Wednesday, January 12, 2011

to sleep. perchance to, well, sleep.

What to I wish for when I imagine "time for bed?" I wish for: a sufficient quantity of quality, restful, restorative sleep in a snug, warm haven where I feel tucked in like a little mouse, all cozy and happy and peaceful. Not too much to ask for, right?

Not wanting to go to bed, not falling asleep, not sleeping soundly, not feeling rested, and feeling perpetually tired is just plain too much. Enough. Ugh, years of this nonsense. Exhasted. Exhaustion leads to all sorts of other unpleasantries, as well. Crabby pants. Sad pants. Tired pants. I'll just eat some more candy pants.

What is within my power, what can I re-think, what can I simply re-do?

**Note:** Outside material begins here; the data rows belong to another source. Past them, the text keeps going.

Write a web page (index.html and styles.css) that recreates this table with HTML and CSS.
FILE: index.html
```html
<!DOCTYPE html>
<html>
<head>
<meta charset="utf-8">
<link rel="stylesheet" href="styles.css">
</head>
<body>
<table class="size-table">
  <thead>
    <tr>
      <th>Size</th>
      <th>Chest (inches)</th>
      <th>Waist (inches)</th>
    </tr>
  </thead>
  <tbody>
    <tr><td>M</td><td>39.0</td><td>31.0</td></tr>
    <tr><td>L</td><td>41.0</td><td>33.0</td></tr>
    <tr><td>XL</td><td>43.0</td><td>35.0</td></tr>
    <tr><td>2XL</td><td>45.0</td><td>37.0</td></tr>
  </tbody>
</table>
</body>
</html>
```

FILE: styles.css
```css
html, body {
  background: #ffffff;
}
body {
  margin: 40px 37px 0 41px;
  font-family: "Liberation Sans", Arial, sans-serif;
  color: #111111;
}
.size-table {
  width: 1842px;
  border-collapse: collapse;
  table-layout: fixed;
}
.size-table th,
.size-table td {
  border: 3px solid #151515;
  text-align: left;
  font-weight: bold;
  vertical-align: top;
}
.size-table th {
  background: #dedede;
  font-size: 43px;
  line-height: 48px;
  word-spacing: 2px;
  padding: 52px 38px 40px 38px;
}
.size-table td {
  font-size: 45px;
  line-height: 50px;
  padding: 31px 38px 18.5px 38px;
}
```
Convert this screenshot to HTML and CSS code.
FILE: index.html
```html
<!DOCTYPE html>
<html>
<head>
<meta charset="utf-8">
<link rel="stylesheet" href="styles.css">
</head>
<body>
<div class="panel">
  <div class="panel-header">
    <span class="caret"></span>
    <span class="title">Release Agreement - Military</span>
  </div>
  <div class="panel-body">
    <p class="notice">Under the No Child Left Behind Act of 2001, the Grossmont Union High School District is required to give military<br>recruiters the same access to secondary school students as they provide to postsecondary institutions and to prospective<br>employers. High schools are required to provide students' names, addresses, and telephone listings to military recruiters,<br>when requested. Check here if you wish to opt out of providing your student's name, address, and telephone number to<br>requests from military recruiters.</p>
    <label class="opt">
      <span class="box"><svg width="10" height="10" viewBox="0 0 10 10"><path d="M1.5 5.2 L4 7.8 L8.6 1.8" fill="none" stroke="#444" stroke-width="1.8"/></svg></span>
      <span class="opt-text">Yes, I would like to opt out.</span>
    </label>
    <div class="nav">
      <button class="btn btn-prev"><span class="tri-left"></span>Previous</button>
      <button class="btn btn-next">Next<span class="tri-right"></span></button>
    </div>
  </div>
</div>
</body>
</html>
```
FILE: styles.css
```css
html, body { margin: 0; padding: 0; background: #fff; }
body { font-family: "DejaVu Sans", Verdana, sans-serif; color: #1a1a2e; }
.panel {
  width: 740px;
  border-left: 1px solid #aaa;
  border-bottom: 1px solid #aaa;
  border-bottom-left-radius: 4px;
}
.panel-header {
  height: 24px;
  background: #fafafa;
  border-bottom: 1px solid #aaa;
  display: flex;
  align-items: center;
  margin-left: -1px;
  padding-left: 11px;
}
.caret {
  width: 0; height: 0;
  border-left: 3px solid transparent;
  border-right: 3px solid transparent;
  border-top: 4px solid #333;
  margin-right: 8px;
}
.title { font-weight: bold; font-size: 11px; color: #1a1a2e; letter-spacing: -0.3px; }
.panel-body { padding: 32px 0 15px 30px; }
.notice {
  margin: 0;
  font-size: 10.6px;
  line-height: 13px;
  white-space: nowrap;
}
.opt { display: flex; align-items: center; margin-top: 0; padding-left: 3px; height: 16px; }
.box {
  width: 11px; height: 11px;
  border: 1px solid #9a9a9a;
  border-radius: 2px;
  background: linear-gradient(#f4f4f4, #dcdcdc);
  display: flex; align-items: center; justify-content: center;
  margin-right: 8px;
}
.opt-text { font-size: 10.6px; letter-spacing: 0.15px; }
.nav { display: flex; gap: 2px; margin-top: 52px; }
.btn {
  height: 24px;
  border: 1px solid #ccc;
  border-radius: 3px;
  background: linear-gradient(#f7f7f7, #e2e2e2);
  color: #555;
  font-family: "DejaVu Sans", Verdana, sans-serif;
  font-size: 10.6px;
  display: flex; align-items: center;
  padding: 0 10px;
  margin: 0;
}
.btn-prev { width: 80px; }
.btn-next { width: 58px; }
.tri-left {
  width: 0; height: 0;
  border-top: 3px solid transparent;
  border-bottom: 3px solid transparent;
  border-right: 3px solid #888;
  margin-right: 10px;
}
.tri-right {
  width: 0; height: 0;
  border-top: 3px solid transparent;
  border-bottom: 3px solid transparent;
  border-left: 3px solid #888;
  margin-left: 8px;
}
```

First: I hate the way my bed looks. Hate it. So sick of those damned red striped pillow shams set just so on the thing every day. So sick of the color scheme. Of the not-big-enough comforter that leaves the metal bed frame exposed at the bottom. Sick of the dull, marked up, drab-assed beige painted headboard. Ugly. Not an inviting, welcoming, restful looking haven. Rather, an annoyingly unattractive and unappealing thing.

SO: Between now and Saturday morning, I will - measure and determine how much fabric I need to make two new shams for the big pillows; measure out for fabric and plan to make a little "pillow" safety chest of sorts, to tuck my Bashful in (a stuffed animal dog I have had for 32 years. Will not get rid of him. But, he looks like a 32 year old stuffed animal on my bed. Had the brainstorm to create a gorgeus, lovely small pillow of sorts that I can tuck him in and add some soft stuffing around so I know he is there but he's not so evidently there, you know?). Then, when fabric store opens at 12, I will go and procure said amounts of two fabrics, one that I love for the shams and a coordinating one I love for the bash pillow. Next, I will go to target and if need be, darn it, I will go to wall-hell and get two flat sheets in a coordinating neutral tone to make a new comforter cover out of. Next, I will go to Lowes and procure one quart of a semi gloss no voc paint in an ever so slightly bold tone that matches and goes well, to repaint the fugly headboard. None of this will involve teamwork. Rather, it involves me saying ENOUGH, I know what colors he finds appealing and have a sense of what he'll like well enough to make him feel at home too, and he sleeps well anyway, so there. Right?

So, I cannot afford a new mattress which I do need, but I can decide to make this investment in myself so that when I look at my bed I think, ah - cozy sleepy place. Instead of, ugh, I hate this bed and I hate my room and I don't want to go there. Enough of that. Sleep is a necessity, not a luxury, not a treat, not a self-indugence. It is necessary and I deserve to sleep well.

The revolution begins with pillow shams. Look out.